## EXERCISE
Return only the lines from the top of the material through the line marked by "string; value: string;", unaltered.

<<<<

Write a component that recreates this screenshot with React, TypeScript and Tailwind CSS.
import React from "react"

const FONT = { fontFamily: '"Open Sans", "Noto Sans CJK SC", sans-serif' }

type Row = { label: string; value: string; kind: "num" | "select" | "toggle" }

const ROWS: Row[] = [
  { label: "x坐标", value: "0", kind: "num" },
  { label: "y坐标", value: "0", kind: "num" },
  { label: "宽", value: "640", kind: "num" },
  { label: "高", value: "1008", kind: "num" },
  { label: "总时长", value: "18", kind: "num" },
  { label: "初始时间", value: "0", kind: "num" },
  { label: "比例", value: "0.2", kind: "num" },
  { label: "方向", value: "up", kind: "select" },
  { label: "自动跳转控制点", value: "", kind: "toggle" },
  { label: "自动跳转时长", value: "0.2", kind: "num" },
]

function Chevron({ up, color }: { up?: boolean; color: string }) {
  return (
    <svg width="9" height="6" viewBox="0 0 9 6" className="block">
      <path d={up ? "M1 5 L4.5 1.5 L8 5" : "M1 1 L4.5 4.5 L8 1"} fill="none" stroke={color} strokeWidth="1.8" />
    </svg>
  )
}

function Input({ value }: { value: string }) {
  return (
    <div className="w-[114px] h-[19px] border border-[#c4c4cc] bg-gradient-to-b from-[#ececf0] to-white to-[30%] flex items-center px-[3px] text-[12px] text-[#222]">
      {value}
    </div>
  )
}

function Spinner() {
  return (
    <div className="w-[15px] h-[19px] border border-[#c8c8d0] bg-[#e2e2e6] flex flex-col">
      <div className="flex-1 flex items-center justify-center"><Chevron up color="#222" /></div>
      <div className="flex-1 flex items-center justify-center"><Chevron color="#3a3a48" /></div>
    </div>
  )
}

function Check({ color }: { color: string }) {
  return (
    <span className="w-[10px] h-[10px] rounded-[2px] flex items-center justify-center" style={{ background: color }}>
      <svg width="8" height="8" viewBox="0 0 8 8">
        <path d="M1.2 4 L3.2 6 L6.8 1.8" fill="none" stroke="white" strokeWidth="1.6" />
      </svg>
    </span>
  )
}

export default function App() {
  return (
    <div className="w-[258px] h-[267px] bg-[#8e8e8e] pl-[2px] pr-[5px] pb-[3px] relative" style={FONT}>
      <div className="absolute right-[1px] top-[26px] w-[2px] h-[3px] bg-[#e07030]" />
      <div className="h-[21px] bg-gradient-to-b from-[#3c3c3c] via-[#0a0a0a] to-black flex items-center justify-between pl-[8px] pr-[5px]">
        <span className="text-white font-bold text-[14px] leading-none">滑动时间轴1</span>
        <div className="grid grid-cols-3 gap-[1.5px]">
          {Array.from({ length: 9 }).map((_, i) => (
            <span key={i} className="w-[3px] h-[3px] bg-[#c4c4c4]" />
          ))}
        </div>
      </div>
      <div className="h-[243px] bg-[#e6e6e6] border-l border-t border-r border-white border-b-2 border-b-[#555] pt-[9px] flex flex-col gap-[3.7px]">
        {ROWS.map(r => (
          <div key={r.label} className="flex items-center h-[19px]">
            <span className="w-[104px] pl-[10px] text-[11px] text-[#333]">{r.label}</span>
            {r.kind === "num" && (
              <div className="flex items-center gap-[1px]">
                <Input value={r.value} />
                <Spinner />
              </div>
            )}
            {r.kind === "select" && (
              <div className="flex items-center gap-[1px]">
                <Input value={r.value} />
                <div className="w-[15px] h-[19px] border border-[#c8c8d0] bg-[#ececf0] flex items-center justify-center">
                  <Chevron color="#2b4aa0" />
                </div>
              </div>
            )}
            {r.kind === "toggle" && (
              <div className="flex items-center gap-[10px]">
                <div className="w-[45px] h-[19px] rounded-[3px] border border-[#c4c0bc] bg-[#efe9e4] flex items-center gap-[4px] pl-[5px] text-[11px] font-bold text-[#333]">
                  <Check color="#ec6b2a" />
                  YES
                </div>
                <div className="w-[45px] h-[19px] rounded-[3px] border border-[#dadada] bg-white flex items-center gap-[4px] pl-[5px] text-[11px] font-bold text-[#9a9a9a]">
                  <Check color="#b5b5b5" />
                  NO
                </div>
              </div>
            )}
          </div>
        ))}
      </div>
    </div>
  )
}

>>>>

## RESULT OF THIS EXERCISE
Write a component that recreates this screenshot with React, TypeScript and Tailwind CSS.
import React from "react"

const FONT = { fontFamily: '"Open Sans", "Noto Sans CJK SC", sans-serif' }

type Row = { label: string; value: string; kind: "num" | "select" | "toggle" }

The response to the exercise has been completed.